I don’t know about you, but when the days start to get shorter, darker, colder, and wetter, I begin to drift away from the idea of “salad as a main course”.
Where once I longed for summery salads, my thoughts now turn towards comforting stews, casseroles, and pies.
Sausages are one of the great comfort foods, with the added bonus of being quick and easy to cook. Add in a generous helping of mash, and you have the makings of a Great British Classic.
The problem is, from a Paleo perspective, all the extraneous crap your typical sausage tends to get stuffed with – potato flour and various sugary compounds being the major villains. Even more expensive sausages with a high meat content can come loaded with these contaminants.
Cheap sausages can be a true horror story – the word “banger” originally referred to low cost sausages with too low a meat and too high a water / other tat content that had a tendency to explode if cooked too quickly over too high a heat.
Luckily for us, we have a local producer, Åke P, who just happens to produce sausages that not only boast a high meat content, but are also thankfully detritus free.
Take the lamb sausages I used here, for example. The meat content is an impressive 92%, with the rest taken up by a variety of spices including but not limited to cumin, marjoram, garlic, and black pepper, curing salt and water.
Obviously, a standard mash, based on potato and jacked up with dairy produce, was also out of the question.
That’s where we call once again on our old friend the cauliflower for assistance. Cauliflower not only makes wonderful “rice“, but it also can be cooked and blitzed to produce a marvellous substitute for mashed spuds, something we first experienced several years ago when Mrs. Paleovirtus took her first steps in the world of LCHF.
To round off this meal, I used the leftover sauce formed when I cooked “Honey and Lemon Chicken.”
Cauliflower Mash with Avocado, Chives, and Chilli
- 600g cauliflower florets
- 20g fresh chives, finely chopped (reserve a few for the garnish)

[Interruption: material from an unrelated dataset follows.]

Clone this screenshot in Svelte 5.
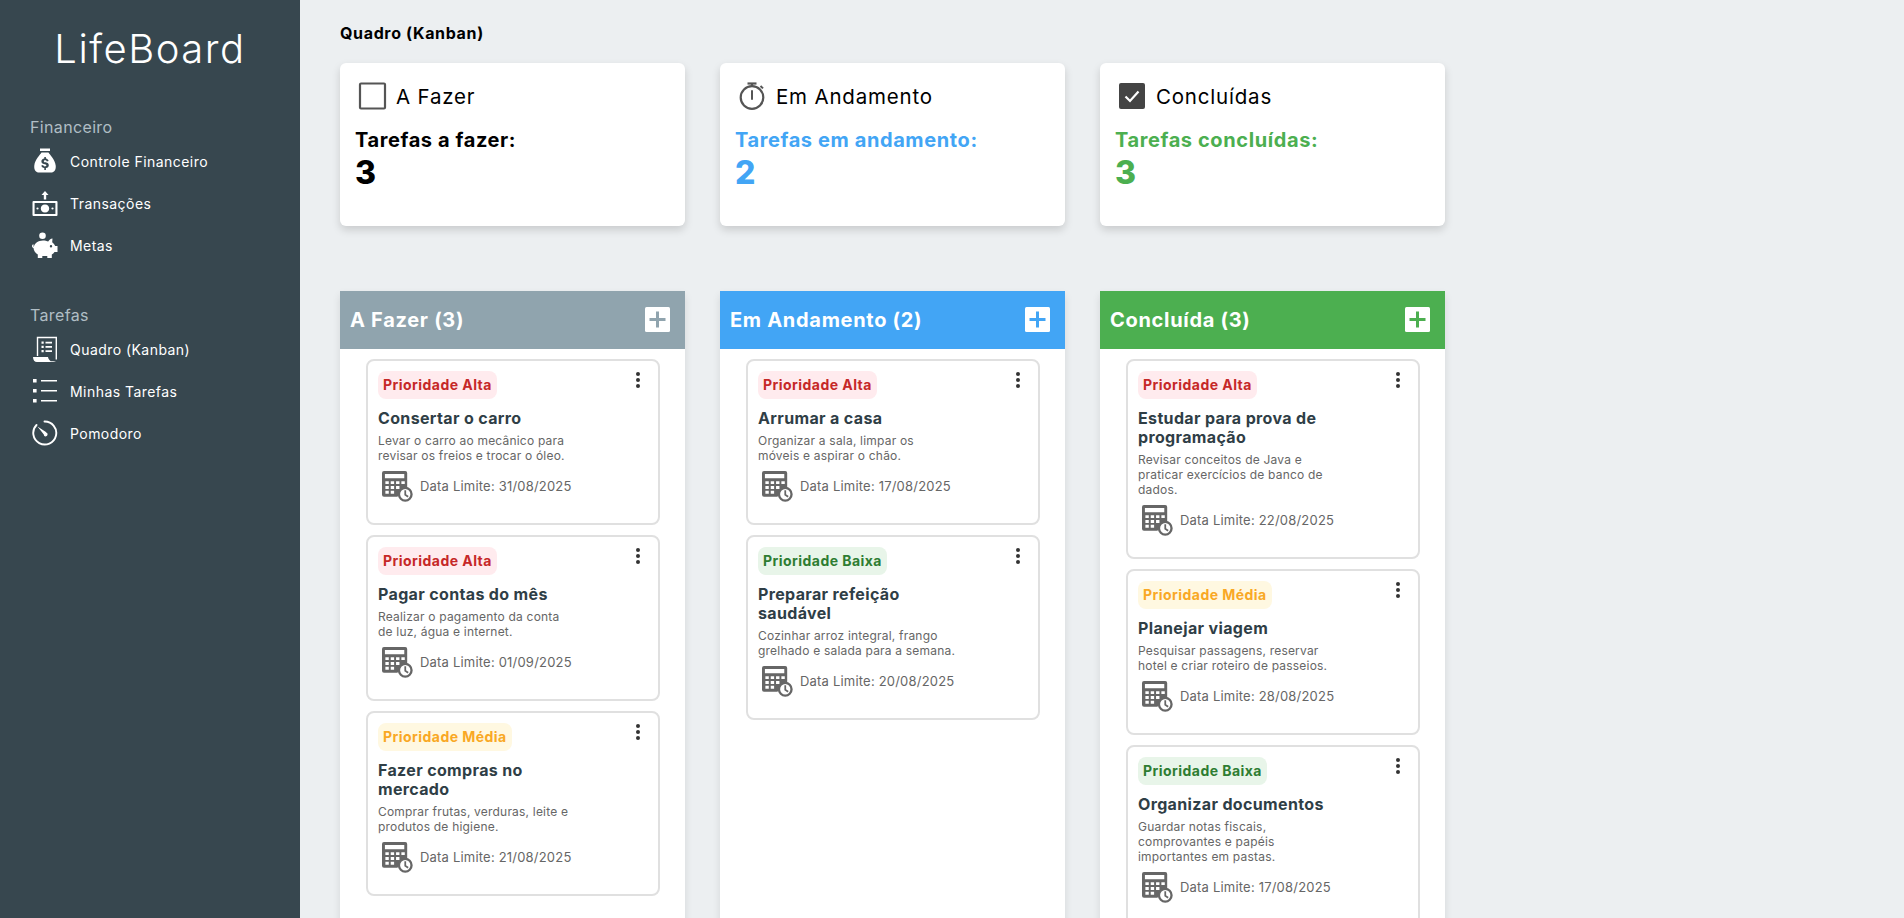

- 2 hot bird’s eye chillies, finely chopped
- ½ an avocado, chopped
- Salt and freshly ground black pepper
- Cook the cauliflower by your preferred method of choice until just tender. Transfer to a suitable vessel, add the chopped avocado, season to taste, and blend until you achieve a purée.
- Add the chives and the chillies, and blend briefly to fully incorporate them into the cauliflower mash.
- Serve, garnished with more chopped chives.
You can really let your imagination run wild with this mash. Experiment freely with herbs, spices, flavoured oils, and mustards.
As I mentioned earlier, I used sauce leftover from a previous meal with this dish, but you could just as easily use any kind of gravy recipe here – something featuring onions, garlic, herbs, paprika, and perhaps a dollop of tomato purée should be fine.